* **GIVEN REQUEST**: From the listing below, output the lines between the one with "Recreate this image" and the one with "import React from 'react';", including those two, and nothing else. Pictures are not copied.

** Start of STORED RECORDS **

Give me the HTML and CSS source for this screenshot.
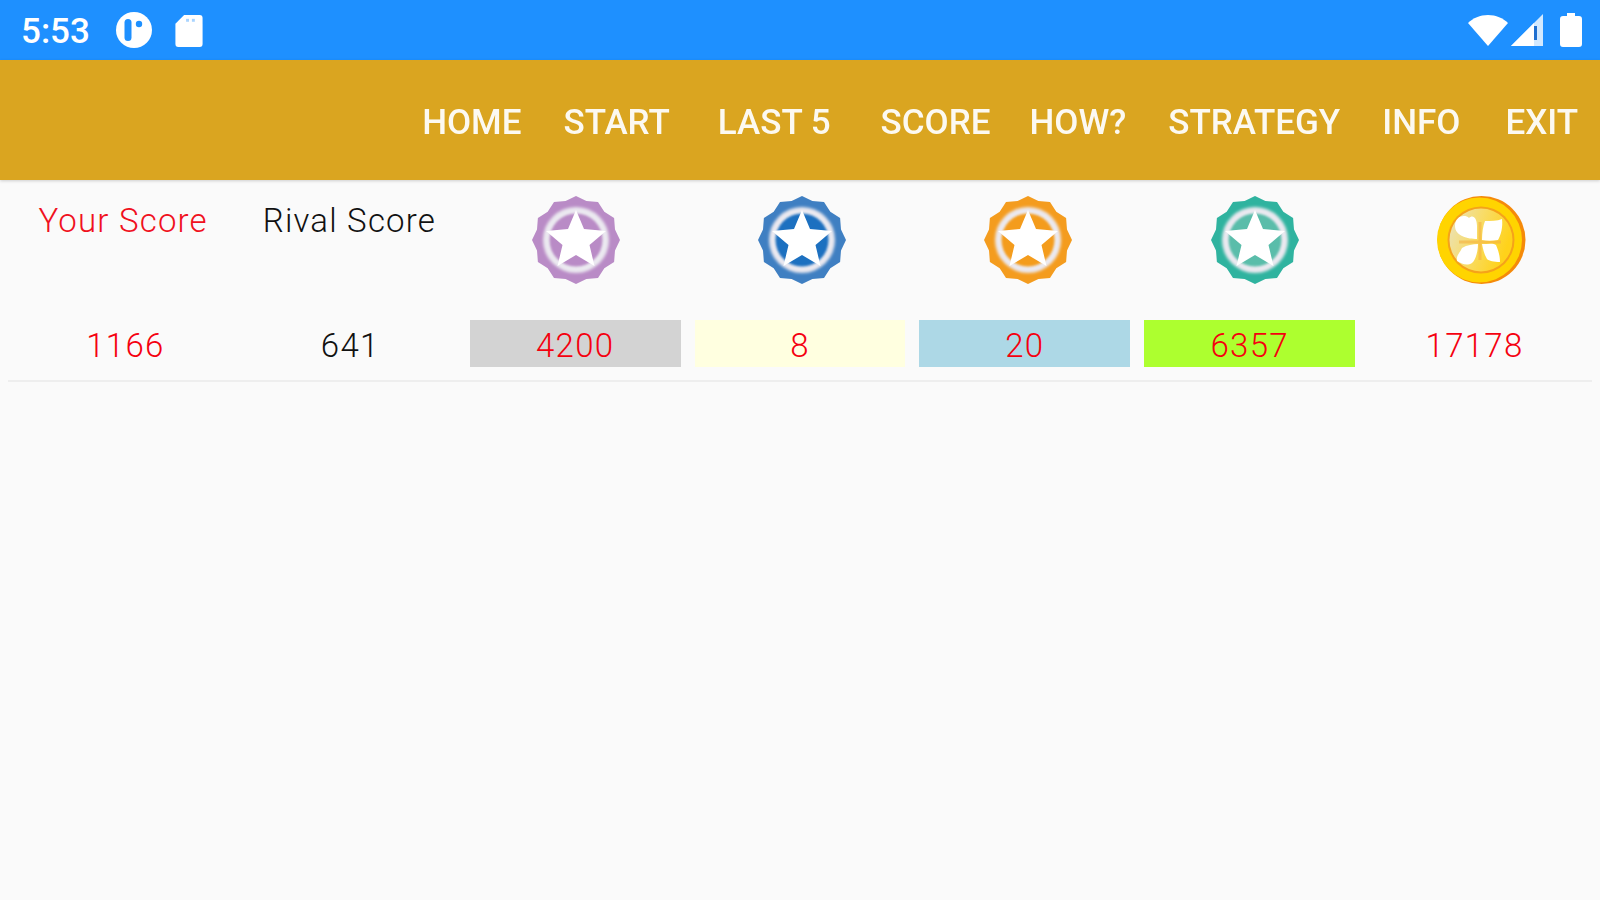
FILE: index.html
```html
<!DOCTYPE html>
<html lang="en">
<head>
<meta charset="utf-8">
<title>Score</title>
<link rel="stylesheet" href="styles.css">
</head>
<body>
<svg class="defs" width="0" height="0" aria-hidden="true">
  <defs>
    <filter id="soft" x="-20%" y="-20%" width="140%" height="140%"><feGaussianBlur stdDeviation="1.8"/></filter>
    <filter id="softer" x="-20%" y="-20%" width="140%" height="140%"><feGaussianBlur stdDeviation="0.9"/></filter>
    <symbol id="badge" viewBox="-45 -45 90 90">
      <polygon class="badge-edge" points="0,-44 10.4,-39 22,-38.1 28.3,-28.3 38.1,-22 39,-10.4 44,0 39,10.4 38.1,22 28.3,28.3 22,38.1 10.4,39 0,44 -10.4,39 -22,38.1 -28.3,28.3 -38.1,22 -39,10.4 -44,0 -39,-10.4 -38.1,-22 -28.3,-28.3 -22,-38.1 -10.4,-39"/>
      <circle class="badge-ring" r="33" filter="url(#soft)"/>
      <circle class="badge-core" r="26.5" filter="url(#softer)"/>
      <polygon class="badge-star" points="0,-30 8,-11 30,-9 13.5,5 18.5,26 0,15 -18.5,26 -13.5,5 -30,-9 -8,-11"/>
    </symbol>
  </defs>
</svg>

<header class="status-bar">
  <div class="status-left">
    <span class="clock">5:53</span>
    <svg class="ic-p" viewBox="0 0 36 36"><circle cx="18" cy="18" r="18" fill="#fff"/><rect x="8.5" y="7" width="7" height="22" rx="3.5" fill="#1e90ff"/><circle cx="23" cy="12" r="3.2" fill="#1e90ff"/></svg>
    <svg class="ic-sd" viewBox="0 0 28 34"><path d="M9 1h16a3 3 0 0 1 3 3v27a3 3 0 0 1-3 3H3a3 3 0 0 1-3-3V10z" fill="#fff"/><rect x="11" y="5" width="3" height="3" fill="#a9d4ff"/><rect x="17" y="5" width="3" height="3" fill="#a9d4ff"/></svg>
  </div>
  <div class="status-right">
    <svg class="ic-wifi" viewBox="0 0 40 32"><path d="M0 9C5 4 12 1 20 1s15 3 20 8L20 32z" fill="#fff"/></svg>
    <svg class="ic-signal" viewBox="0 0 32 32"><path d="M32 0v32H0z" fill="#fff" fill-opacity=".8"/><path d="M23 9v23H0z" fill="#fff"/><rect x="23" y="12" width="3" height="14" fill="#1e6fd0"/></svg>
    <svg class="ic-battery" viewBox="0 0 22 34"><path d="M7 0h8v3h4a3 3 0 0 1 3 3v25a3 3 0 0 1-3 3H3a3 3 0 0 1-3-3V6a3 3 0 0 1 3-3h4z" fill="#fff"/></svg>
  </div>
</header>

<nav class="nav">
  <a class="tab">HOME</a>
  <a class="tab">START</a>
  <a class="tab tab-wide">LAST 5</a>
  <a class="tab tab-tight">SCORE</a>
  <a class="tab">HOW?</a>
  <a class="tab">STRATEGY</a>
  <a class="tab">INFO</a>
  <a class="tab tab-exit">EXIT</a>
</nav>

<main class="board">
  <div class="heads">
    <div class="head head-you">Your Score</div>
    <div class="head">Rival Score</div>
    <div class="medal purple"><svg><use href="#badge"/></svg></div>
    <div class="medal blue"><svg><use href="#badge"/></svg></div>
    <div class="medal orange"><svg><use href="#badge"/></svg></div>
    <div class="medal teal"><svg><use href="#badge"/></svg></div>
    <div class="medal coin">
      <svg viewBox="-45 -45 90 90">
        <defs>
          <linearGradient id="coinface" x1="0" y1="0" x2="1" y2="0.35">
            <stop offset="0" stop-color="#e9e2c0"/>
            <stop offset="0.5" stop-color="#f8dc68"/>
            <stop offset="1" stop-color="#ffd21a"/>
          </linearGradient>
        </defs>
        <circle cx="0.5" r="44" fill="#f58a0a"/>
        <circle cx="-1.5" r="42.5" fill="#ffd400"/>
        <circle r="33.5" fill="#f5a21a"/>
        <circle r="31.5" fill="url(#coinface)"/>
        <path d="M-22 2H20M-1 -18V20" stroke="#f5b040" stroke-opacity=".6" stroke-width="3" fill="none"/>
        <path d="M-4 -1C-13 -1 -26 -4 -26 -14C-26 -24 -16 -26 -12 -22C-8 -26 -4 -22 -4 -14Z" fill="#fff"/>
        <path d="M1 0C1 -7 2 -14 4 -19C10 -19 16 -19 21 -21C22 -13 20 -5 17 0C11 1 6 1 1 0Z" fill="#fff"/>
        <path d="M-3 4C-3 12 -6 21 -9 23C-14 26 -19 24 -24 21C-25 15 -21 13 -19 8C-14 5 -8 4 -3 4Z" fill="#fff"/>
        <path d="M1 4C7 4 13 3 15 5C17 10 19 15 19 22C13 22 8 21 6 19C3 14 2 9 1 4Z" fill="#fff"/>
      </svg>
    </div>
  </div>
  <div class="values">
    <div class="val val-you">1166</div>
    <div class="val val-rival">641</div>
    <div class="val bg-gray">4200</div>
    <div class="val bg-yellow">8</div>
    <div class="val bg-blue">20</div>
    <div class="val bg-green">6357</div>
    <div class="val">17178</div>
  </div>
</main>
</body>
</html>
```

FILE: styles.css
```css
* { box-sizing: border-box; }
html, body { margin: 0; height: 100%; }
body {
  width: 1600px;
  height: 900px;
  overflow: hidden;
  background: #fafafa;
  font-family: Roboto, "Liberation Sans", sans-serif;
  display: flex;
  flex-direction: column;
}
.defs { display: block; height: 0; }

.status-bar {
  height: 60px;
  flex: none;
  background: #1e90ff;
  display: flex;
  align-items: center;
  justify-content: space-between;
  padding: 0 18px 0 21px;
  color: #fff;
}
.status-left, .status-right { display: flex; align-items: center; }
.clock { font-size: 35px; font-weight: 500; width: 95px; padding-top: 2px; }
.ic-p { width: 36px; height: 36px; margin-right: 23px; }
.ic-sd { width: 28px; height: 33px; }
.ic-wifi { width: 40px; height: 32px; margin-right: 3px; }
.ic-signal { width: 32px; height: 32px; margin-right: 17px; }
.ic-battery { width: 22px; height: 34px; }

.nav {
  height: 120px;
  flex: none;
  background: #daa520;
  box-shadow: 0 1px 3px rgba(0,0,0,.18);
  display: flex;
  align-items: center;
  justify-content: flex-end;
  gap: 42px;
  padding: 4px 22px 0 0;
}
.tab { color: #fff; font-size: 35px; font-weight: 500; opacity: .94; }
.tab-wide { margin: 0 8px 0 6px; }
.tab-tight { margin-right: -3px; }
.tab-exit { margin-left: 3px; }

.board { display: flex; flex-direction: column; }
.heads {
  display: grid;
  grid-template-columns: repeat(7, 1fr);
  padding: 15px 6px 0 10px;
  height: 140px;
}
.head {
  text-align: center;
  font-size: 33px;
  font-weight: 300;
  letter-spacing: 1.2px;
  line-height: 48px;
  color: #111;
  padding-top: 2px;
}
.head-you { color: #f01020; }
.medal { display: flex; justify-content: center; }
.medal svg { width: 90px; height: 90px; filter: blur(.5px); }

.values {
  display: grid;
  grid-template-columns: repeat(7, 1fr);
  column-gap: 14px;
  margin: 0 8px;
  padding: 0 12px 13px;
  border-bottom: 2px solid #eeeeee;
}
.val {
  height: 47px;
  line-height: 51px;
  text-align: center;
  font-size: 33px;
  font-weight: 300;
  letter-spacing: 1.3px;
  color: #f5000f;
}
.val-rival { color: #111; }
.bg-gray { background: #d3d3d3; }
.bg-yellow { background: #ffffe0; }
.bg-blue { background: #add8e6; }
.bg-green { background: #adff2f; }

.badge-star { fill: #fff; }
.badge-ring { fill: #ebe9f0; }
.purple { --edge: #b98bc6; --core: #b98bc6; }
.blue { --edge: #3f7fc2; --core: #1f6fc0; }
.orange { --edge: #f49c1e; --core: #f49c1e; }
.teal { --edge: #2fb39f; --core: #5abdaa; }
.badge-edge { fill: var(--edge); }
.badge-core { fill: var(--core); }
```
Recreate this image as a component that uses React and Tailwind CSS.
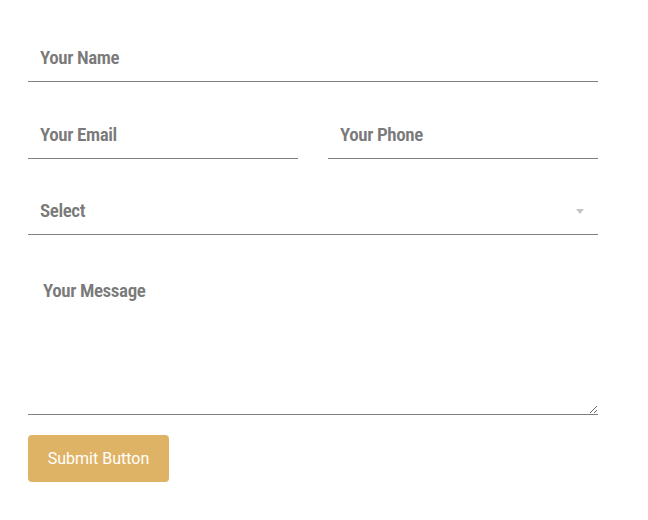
import React from 'react';

const fieldClass =
    'w-full px-3 bg-transparent border-0 border-b border-[#818181] outline-none font-["Roboto",sans-serif] font-stretch-[75%] text-[19px] font-semibold tracking-[-0.4px] text-[#7a7a7a] placeholder:text-[#7a7a7a]';

const App = () => {
    return (
        <div className="min-h-screen bg-white">
            <form className="w-[570px] ml-[28px] pt-[34px] flex flex-col gap-[29px]">
                <input className={`${fieldClass} h-12`} placeholder="Your Name" />

                <div className="flex gap-[30px]">
                    <input className={`${fieldClass} h-12`} placeholder="Your Email" />
                    <input className={`${fieldClass} h-12`} placeholder="Your Phone" />
                </div>

                <div className="relative">
                    <select className={`${fieldClass} h-[47px] appearance-none`} defaultValue="">
                        <option value="">Select</option>
                        <option>Option 1</option>
                        <option>Option 2</option>
                    </select>
                    <span className="pointer-events-none absolute right-[14px] top-[21px] w-0 h-0 border-l-[4px] border-r-[4px] border-t-[5px] border-l-transparent border-r-transparent border-t-[#c4c4c4]"></span>
                </div>

                <div className="flex flex-col gap-5">
                    <textarea
                        className={`${fieldClass} h-[151px] px-[15px] pt-[13px]`}
                        placeholder="Your Message"
                    />
                    <div>
                        <button
                            type="button"
                            className="w-[141px] h-[47px] rounded-[4px] bg-[#dfb366] text-white text-[16px] font-['Roboto',sans-serif]"
                        >
                            Submit Button
                        </button>
                    </div>
                </div>
            </form>
        </div>
    );
};

export default App;
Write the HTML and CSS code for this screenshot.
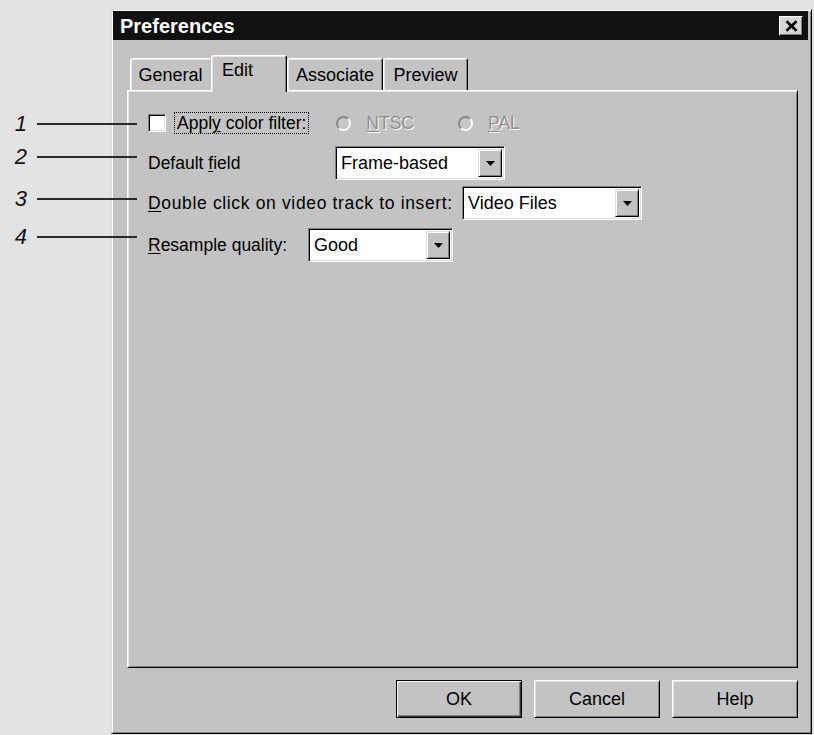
FILE: index.html
```html
<!DOCTYPE html>
<html>
<head>
<meta charset="utf-8">
<title>Preferences</title>
<link rel="stylesheet" href="styles.css">
</head>
<body>
<div class="dialog">
  <div class="titlebar">
    <span class="title">Preferences</span>
    <span class="close"><svg width="13" height="12" viewBox="0 0 13 12"><path d="M1.5 1.2 L11.5 10.8 M11.5 1.2 L1.5 10.8" stroke="#000" stroke-width="2.6" fill="none"/></svg></span>
  </div>
  <div class="body">
    <div class="tabs">
      <div class="tab t-general">General</div>
      <div class="tab t-edit active">Edit</div>
      <div class="tab t-assoc">Associate</div>
      <div class="tab t-preview">Preview</div>
    </div>
    <div class="panel">
      <div class="row r1">
        <span class="checkbox"></span>
        <span class="focus">Appl<u>y</u> color filter:</span>
        <span class="radio r-ntsc"></span><span class="disabled"><u>N</u>TSC</span>
        <span class="radio r-pal"></span><span class="disabled"><u>P</u>AL</span>
      </div>
      <div class="row r2">
        <span class="label l2">Default <u>f</u>ield</span>
        <div class="combo c2"><span class="combo-text">Frame-based</span><span class="combo-btn"><svg width="9" height="5" viewBox="0 0 9 5"><path d="M0 0 H9 L4.5 5 Z" fill="#000"/></svg></span></div>
      </div>
      <div class="row r3">
        <span class="label l3"><u>D</u>ouble click on video track to insert:</span>
        <div class="combo c3"><span class="combo-text">Video Files</span><span class="combo-btn"><svg width="9" height="5" viewBox="0 0 9 5"><path d="M0 0 H9 L4.5 5 Z" fill="#000"/></svg></span></div>
      </div>
      <div class="row r4">
        <span class="label l4"><u>R</u>esample quality:</span>
        <div class="combo c4"><span class="combo-text">Good</span><span class="combo-btn"><svg width="9" height="5" viewBox="0 0 9 5"><path d="M0 0 H9 L4.5 5 Z" fill="#000"/></svg></span></div>
      </div>
    </div>
    <div class="buttons">
      <div class="btn default">OK</div>
      <div class="btn">Cancel</div>
      <div class="btn">Help</div>
    </div>
  </div>
</div>
<div class="callout k1"><span class="num">1</span><span class="line"></span></div>
<div class="callout k2"><span class="num">2</span><span class="line"></span></div>
<div class="callout k3"><span class="num">3</span><span class="line"></span></div>
<div class="callout k4"><span class="num">4</span><span class="line"></span></div>
</body>
</html>
```
FILE: styles.css
```css
* { box-sizing: border-box; }
html, body { margin: 0; padding: 0; }
body {
  width: 814px;
  height: 735px;
  overflow: hidden;
  position: relative;
  background: #e3e3e3;
  font-family: "Liberation Sans", Arial, sans-serif;
  color: #000;
  padding: 9px 0 0 111px;
}
.dialog {
  width: 701px;
  height: 725px;
  background: #c3c3c3;
  border: 1px solid;
  border-color: #dcdcdc #000 #000 #dcdcdc;
  box-shadow: inset 1px 1px 0 #fff, inset -1px -1px 0 #808080;
  padding: 1px;
  display: flex;
  flex-direction: column;
}
.titlebar {
  height: 29px;
  margin-right: 2px;
  background: #111;
  display: flex;
  align-items: center;
  justify-content: space-between;
  padding: 0 5px 0 7px;
}
.title {
  color: #fff;
  font-weight: bold;
  font-size: 20px;
  line-height: 24px;
}
.close {
  width: 24px;
  height: 20px;
  background: #d6d6d6;
  border: 1px solid;
  border-color: #fff #000 #000 #fff;
  box-shadow: inset -1px -1px 0 #808080;
  display: flex;
  align-items: center;
  justify-content: center;
}
.body {
  flex: 1;
  padding: 15px 12px 0 14px;
  display: flex;
  flex-direction: column;
}
.tabs {
  display: flex;
  align-items: flex-end;
  height: 37px;
  padding-left: 3px;
  margin-bottom: -2px;
  position: relative;
  z-index: 1;
}
.tab {
  height: 32px;
  margin-bottom: 2px;
  background: #c3c3c3;
  border: 1px solid;
  border-bottom: none;
  border-color: #fff #000 transparent #fff;
  border-radius: 3px 3px 0 0;
  box-shadow: inset 1px 1px 0 #e6e6e6, inset -1px 0 0 #808080;
  font-size: 18px;
  line-height: 20px;
  padding-top: 6px;
  text-align: center;
  white-space: nowrap;
}
.t-general { width: 81px; border-right-color: transparent; box-shadow: inset 1px 1px 0 #e6e6e6; }
.t-edit { width: 76px; }
.t-assoc { width: 96px; }
.t-preview { width: 85px; }
.tab.active {
  height: 37px;
  margin-bottom: 0;
  padding-top: 4px;
  text-align: left;
  padding-left: 10px;
}
.panel {
  height: 578px;
  border: 1px solid;
  border-color: #fff #000 #000 #fff;
  box-shadow: inset 1px 1px 0 #e6e6e6, inset -1px -1px 0 #808080;
  padding: 21px 0 0 20px;
  font-size: 17.5px;
}
.row {
  display: flex;
  align-items: center;
  white-space: nowrap;
}
.r1 { height: 22px; }
.r2 { margin-top: 12px; }
.r3 { margin-top: 6px; }
.r4 { margin-top: 8px; }
u { text-decoration: underline; text-decoration-thickness: 1px; text-underline-offset: 2px; }
.checkbox {
  width: 18px;
  height: 18px;
  background: #fff;
  border: 1px solid;
  border-color: #808080 #fff #fff #808080;
  box-shadow: inset 1px 1px 0 #000, inset -1px -1px 0 #dfdfdf;
}
.focus {
  margin-left: 8px;
  height: 22px;
  line-height: 20px;
  border: 1px dotted #000;
  padding: 0 2px;
}
.radio {
  width: 15px;
  height: 15px;
  border-radius: 50%;
  border: 2px solid;
  border-color: #8a8a8a #fafafa #fafafa #8a8a8a;
  background: #c8c8c8;
}
.r-ntsc { margin-left: 27px; }
.r-pal { margin-left: 44px; }
.disabled {
  margin-left: 15px;
  color: #8e8e8e;
  text-shadow: 1px 1px 0 #fff;
}
.label { display: inline-block; }
.l2 { width: 187px; }
.l3 { width: 314px; letter-spacing: 0.65px; }
.l4 { width: 160px; }
.combo {
  height: 34px;
  display: flex;
  align-items: center;
  background: #fff;
  border: 1px solid;
  border-color: #808080 #fff #fff #808080;
  box-shadow: inset 1px 1px 0 #000, inset -1px -1px 0 #dfdfdf;
  padding: 2px;
  font-size: 18px;
}
.c2 { width: 170px; }
.c3 { width: 180px; }
.c4 { width: 145px; }
.combo-text {
  flex: 1;
  padding-left: 3px;
  line-height: 28px;
}
.combo-btn {
  width: 24px;
  height: 28px;
  background: #c3c3c3;
  border: 1px solid;
  border-color: #dfdfdf #000 #000 #dfdfdf;
  box-shadow: inset 1px 1px 0 #fff, inset -1px -1px 0 #808080;
  display: flex;
  align-items: center;
  justify-content: center;
}
.buttons {
  display: flex;
  justify-content: flex-end;
  gap: 12px;
  margin-top: 12px;
}
.btn {
  width: 126px;
  height: 38px;
  background: #c3c3c3;
  border: 1px solid;
  border-color: #fff #000 #000 #fff;
  box-shadow: inset 1px 1px 0 #dfdfdf, inset -1px -1px 0 #808080;
  font-size: 18px;
  display: flex;
  align-items: center;
  justify-content: center;
}
.btn.default {
  border-color: #000;
  box-shadow: inset 1px 1px 0 #fff, inset -1px -1px 0 #333, inset -2px -2px 0 #808080;
}
.callout {
  position: absolute;
  left: 8px;
  height: 24px;
  display: flex;
  align-items: center;
}
.num {
  width: 29px;
  padding-right: 10px;
  text-align: right;
  font-style: italic;
  font-size: 22px;
  line-height: 24px;
  color: #111;
}
.line {
  width: 100px;
  height: 2px;
  background: #2a2a2a;
}
.k1 { top: 112px; }
.k2 { top: 145px; }
.k3 { top: 187px; }
.k4 { top: 225px; }
```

** End of STORED RECORDS **

* **FULL ANSWER**:
Recreate this image as a component that uses React and Tailwind CSS.
import React from 'react';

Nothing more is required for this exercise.